E o que deve ser feito?
Falta uma coisa essencial que é o processo de união e de comunicação. Por isso pautamos também essa discussão no fórum, justamente pra que haja mais interação. Por exemplo, esses três eventos poderia ter havido um consenso. Ser realizado um numa semana, um na outra, de modo que as pessoas pudessem fortalecer a cultura hip-hop. Na verdade, o hip-hop é a base dos quatro elementos: break, DJ, grafite e MC. O ideal é que fosse diferente. E não grafiteiro só participando de encontros de grafiteiros, break para os eventos de break, e assim por diante.
E os grafiteiros iniciantes?
Compareceram vários. Não houve restrição da participação deles.
A temática foi de livre escolha dos grafiteiros?
Não. O tema foi voltado pras questões sobre a cidadania, direitos humanos, meio ambientes, etnia, raça e sexualidade.
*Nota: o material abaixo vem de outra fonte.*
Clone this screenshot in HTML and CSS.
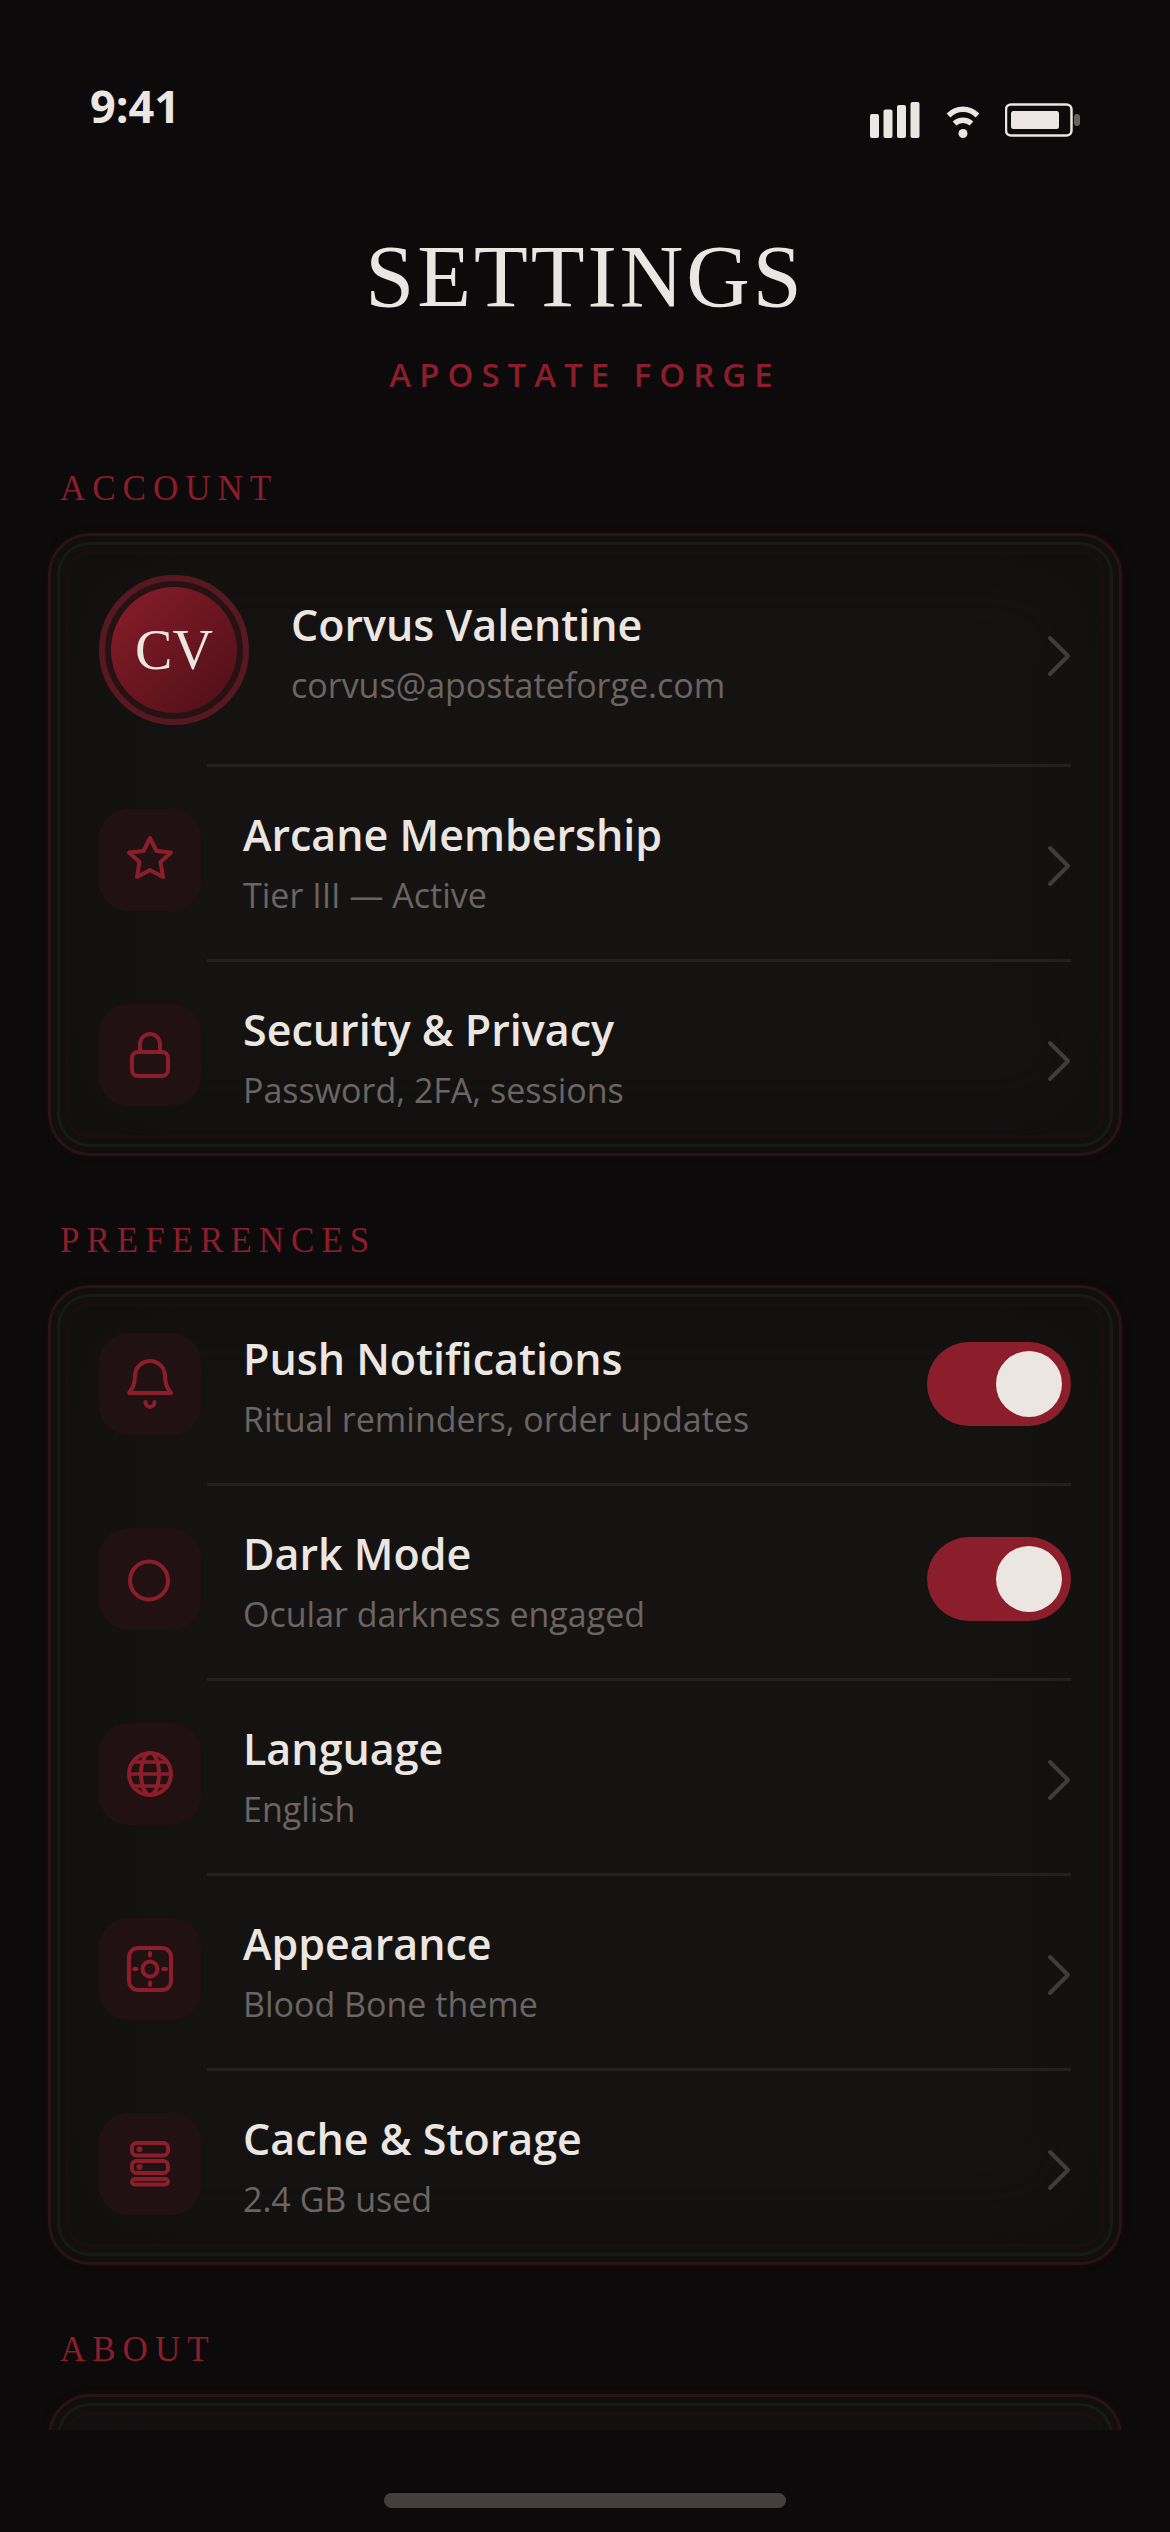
FILE: index.html
```html
<!DOCTYPE html>
<html lang="en">
<head>
<meta charset="utf-8">
<meta name="viewport" content="width=device-width, initial-scale=1">
<title>Settings</title>
<link rel="stylesheet" href="styles.css">
</head>
<body>
<div class="status-bar">
  <span class="status-time">9:41</span>
  <div class="status-icons">
    <svg width="51" height="36" viewBox="0 0 51 36" fill="currentColor" aria-hidden="true">
      <rect x="0" y="12" width="9" height="24" rx="2"/>
      <rect x="13.5" y="7.5" width="9" height="28.5" rx="2"/>
      <rect x="27" y="3" width="9" height="33" rx="2"/>
      <rect x="40.5" y="0" width="9" height="36" rx="2"/>
    </svg>
    <svg width="36" height="36" viewBox="0 0 36 36" aria-hidden="true">
      <path d="M3.5 13.5C12 5.3 24 5.3 32.500 13.500M9.500 21.500C14.500 17 21.500 17 26.500 21.500" fill="none" stroke="currentColor" stroke-width="5.500"/>
      <circle cx="18" cy="31.500" r="4.500" fill="currentColor"/>
    </svg>
    <svg width="75" height="36" viewBox="0 0 75 36" aria-hidden="true">
      <rect x="1" y="2.500" width="65.500" height="31" rx="5" fill="none" stroke="currentColor" stroke-width="2.500"/>
      <rect x="6" y="9" width="48" height="18" rx="2.500" fill="currentColor"/>
      <rect x="69" y="12" width="6" height="12" rx="3" fill="currentColor" opacity=".4"/>
    </svg>
  </div>
</div>

<main class="content">
  <header class="page-header">
    <h1 class="page-title">SETTINGS</h1>
    <p class="page-brand">APOSTATE FORGE</p>
  </header>

  <section class="section">
    <h2 class="section-label">ACCOUNT</h2>
    <div class="card">
      <a class="row row-profile" href="#profile">
        <span class="avatar">CV</span>
        <span class="row-text"><span class="row-title">Corvus Valentine</span><span class="row-sub">corvus@apostateforge.com</span></span>
        <svg class="chevron" viewBox="0 0 24 54" aria-hidden="true"><path d="M3 15l18 18-18 18"/></svg>
      </a>
      <a class="row" href="#membership">
        <span class="tile"><svg class="icon" viewBox="0 0 54 54" aria-hidden="true"><path d="M27 5l6.500 13L48 19.500 37.500 29 40 44l-13-7-13 7 2.500-15L6 19.500 20.500 18z"/></svg></span>
        <span class="row-text"><span class="row-title">Arcane Membership</span><span class="row-sub">Tier III — Active</span></span>
        <svg class="chevron" viewBox="0 0 24 54" aria-hidden="true"><path d="M3 15l18 18-18 18"/></svg>
      </a>
      <a class="row" href="#security">
        <span class="tile"><svg class="icon" viewBox="0 0 54 54" aria-hidden="true"><rect x="9" y="24" width="36" height="24" rx="6"/><path d="M17 24v-8a10 10 0 0 1 20 0v8"/></svg></span>
        <span class="row-text"><span class="row-title">Security &amp; Privacy</span><span class="row-sub">Password, 2FA, sessions</span></span>
        <svg class="chevron" viewBox="0 0 24 54" aria-hidden="true"><path d="M3 15l18 18-18 18"/></svg>
      </a>
    </div>
  </section>

  <section class="section">
    <h2 class="section-label">PREFERENCES</h2>
    <div class="card">
      <label class="row">
        <span class="tile"><svg class="icon" viewBox="0 0 54 54" aria-hidden="true"><path d="M27 4a15 15 0 0 0-15 15c0 9-3 13-6 17h42c-3-4-6-8-6-17a15 15 0 0 0-15-15z"/><path d="M22.500 45a4.500 5 0 0 0 9 0"/></svg></span>
        <span class="row-text"><span class="row-title">Push Notifications</span><span class="row-sub">Ritual reminders, order updates</span></span>
        <input class="toggle" type="checkbox" role="switch" checked>
      </label>
      <label class="row">
        <span class="tile"><svg class="icon" viewBox="0 0 54 54" aria-hidden="true"><circle cx="26" cy="28.500" r="19"/></svg></span>
        <span class="row-text"><span class="row-title">Dark Mode</span><span class="row-sub">Ocular darkness engaged</span></span>
        <input class="toggle" type="checkbox" role="switch" checked>
      </label>
      <a class="row" href="#language">
        <span class="tile"><svg class="icon" viewBox="0 0 54 54" aria-hidden="true"><circle cx="27" cy="27" r="21"/><ellipse cx="27" cy="27" rx="9" ry="21"/><path d="M6 27h42M10 15h34M10 39h34" stroke-width="3.500"/></svg></span>
        <span class="row-text"><span class="row-title">Language</span><span class="row-sub">English</span></span>
        <svg class="chevron" viewBox="0 0 24 54" aria-hidden="true"><path d="M3 15l18 18-18 18"/></svg>
      </a>
      <a class="row" href="#appearance">
        <span class="tile"><svg class="icon" viewBox="0 0 54 54" aria-hidden="true"><rect x="6" y="6" width="42" height="42" rx="9"/><circle cx="27" cy="27" r="7.500"/><path d="M27 11v2.500M27 40.500V43M11 27h2.500M40.500 27H43"/></svg></span>
        <span class="row-text"><span class="row-title">Appearance</span><span class="row-sub">Blood Bone theme</span></span>
        <svg class="chevron" viewBox="0 0 24 54" aria-hidden="true"><path d="M3 15l18 18-18 18"/></svg>
      </a>
      <a class="row" href="#storage">
        <span class="tile"><svg class="icon" viewBox="0 0 54 54" aria-hidden="true"><rect x="9" y="6" width="36" height="12.500" rx="4.500"/><rect x="9" y="24" width="36" height="12" rx="4.500"/><rect x="9" y="42" width="36" height="5.500" rx="2.700"/><circle class="dot" cx="16.500" cy="12.300" r="3"/><circle class="dot" cx="16.500" cy="30" r="3"/></svg></span>
        <span class="row-text"><span class="row-title">Cache &amp; Storage</span><span class="row-sub">2.4 GB used</span></span>
        <svg class="chevron" viewBox="0 0 24 54" aria-hidden="true"><path d="M3 15l18 18-18 18"/></svg>
      </a>
    </div>
  </section>

  <section class="section">
    <h2 class="section-label">ABOUT</h2>
    <div class="card card-about"></div>
  </section>
</main>

<div class="home-area"><div class="home-bar"></div></div>
</body>
</html>
```

FILE: styles.css
```css
:root {
  --bg: #0c0a0b;
  --bone: #ece6e2;
  --blood: #8b1e2a;
  --muted: #6b6463;
  --sans: "Segoe UI", "Open Sans", "Noto Sans", sans-serif;
  --serif: "Palatino Linotype", "Liberation Serif", serif;
}

* { box-sizing: border-box; }

body {
  display: flex;
  flex-direction: column;
  height: 100vh;
  margin: 0;
  background: var(--bg);
  color: var(--bone);
  font-family: var(--sans);
}

.status-bar {
  display: flex;
  flex: none;
  justify-content: space-between;
  min-height: 138px;
  padding: 76px 90px 0;
}

.status-time {
  font-size: 45px;
  font-weight: 700;
  line-height: 60px;
}

.status-icons {
  display: flex;
  align-items: flex-end;
  gap: 24px;
}

.status-icons svg { display: block; }

.content {
  flex: 1;
  min-height: 0;
  overflow: hidden;
  padding: 0 48px;
}

.page-header {
  padding: 91px 0 5px;
  text-align: center;
}

.page-title {
  margin: 0 0 26px;
  font-family: var(--serif);
  font-size: 88px;
  font-weight: 400;
  line-height: 96px;
  letter-spacing: 3px;
}

.page-brand {
  margin: 0;
  color: var(--blood);
  font-size: 33px;
  font-weight: 600;
  line-height: 48px;
  letter-spacing: 8px;
}

.section { padding-top: 60px; }

.section-label {
  margin: 0 0 20px;
  padding: 1px 12px 0;
  color: var(--blood);
  font-family: var(--serif);
  font-size: 35px;
  font-weight: 400;
  line-height: 48px;
  letter-spacing: 7px;
}

.card {
  padding: 3px 0 0;
  border: 3px solid #2a1217;
  border-radius: 42px;
  background: #141311;
  box-shadow:
    0 0 6px #1c0b0f,
    inset 0 0 0 6px #100f0e,
    inset 0 0 0 9px #191918,
    inset 0 0 0 15px #11100f,
    inset 0 0 0 18px #1b0e10,
    inset 0 0 90px 18px #110f10;
}

.card-about { min-height: 234px; }

.row {
  display: flex;
  align-items: center;
  gap: 42px;
  padding: 34px 48px 43px;
  background: linear-gradient(#222120, #222120) right 48px bottom 0 / calc(100% - 204px) 3px no-repeat;
  color: inherit;
  text-decoration: none;
}

.row-profile {
  padding-top: 36px;
  padding-bottom: 42px;
}

.row:last-child {
  padding-bottom: 39px;
  background: none;
}

.avatar {
  display: flex;
  flex: none;
  align-items: center;
  justify-content: center;
  width: 150px;
  height: 150px;
  border: 6px solid #58181f;
  border-radius: 50%;
  background: linear-gradient(135deg, #8b1e2a, #4a0e16) padding-box;
  box-shadow: inset 0 0 0 6px #261114;
  font-family: var(--serif);
  font-size: 56px;
  line-height: 60px;
}

.tile {
  display: flex;
  flex: none;
  align-items: center;
  justify-content: center;
  width: 102px;
  height: 102px;
  border-radius: 30px;
  background: #221113;
}

.icon {
  width: 54px;
  height: 54px;
  fill: none;
  stroke: var(--blood);
  stroke-width: 4;
  stroke-linecap: round;
  stroke-linejoin: round;
}

.dot {
  fill: var(--blood);
  stroke: none;
}

.row-text {
  display: flex;
  flex: 1;
  flex-direction: column;
  gap: 6px;
  min-width: 0;
  padding-top: 4px;
}

.row-title {
  font-size: 43px;
  font-weight: 600;
  line-height: 60px;
}

.row-sub {
  color: var(--muted);
  font-size: 34px;
  line-height: 48px;
}

.chevron {
  flex: none;
  width: 24px;
  height: 54px;
  fill: none;
  stroke: #403c3b;
  stroke-width: 4;
  stroke-linecap: round;
  stroke-linejoin: round;
}

.toggle {
  display: flex;
  flex: none;
  width: 144px;
  height: 84px;
  margin: 0;
  padding: 9px;
  border-radius: 42px;
  background: #2a2524;
  appearance: none;
}

.toggle::before {
  width: 66px;
  height: 66px;
  border-radius: 50%;
  background: var(--bone);
  content: "";
}

.toggle:checked {
  justify-content: flex-end;
  background: var(--blood);
}

.home-area {
  display: flex;
  flex: none;
  align-items: flex-end;
  justify-content: center;
  height: 102px;
  padding-bottom: 24px;
}

.home-bar {
  width: 402px;
  height: 15px;
  border-radius: 8px;
  background: #443f3e;
}
```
Qual mensagem você quer deixar?
Temos que continuar a favor da luta pela cultura do hip hop. Não desistir apesar do seu processo de origem. A luta proporciona o caminho da vitória. Então, temos que lutar e acreditar em nossos sonhos e objetivos. Não desistir e lutar pela emoção e também pela razão. Nunca devemos desistir dos nossos objetivos. O caminho é esse!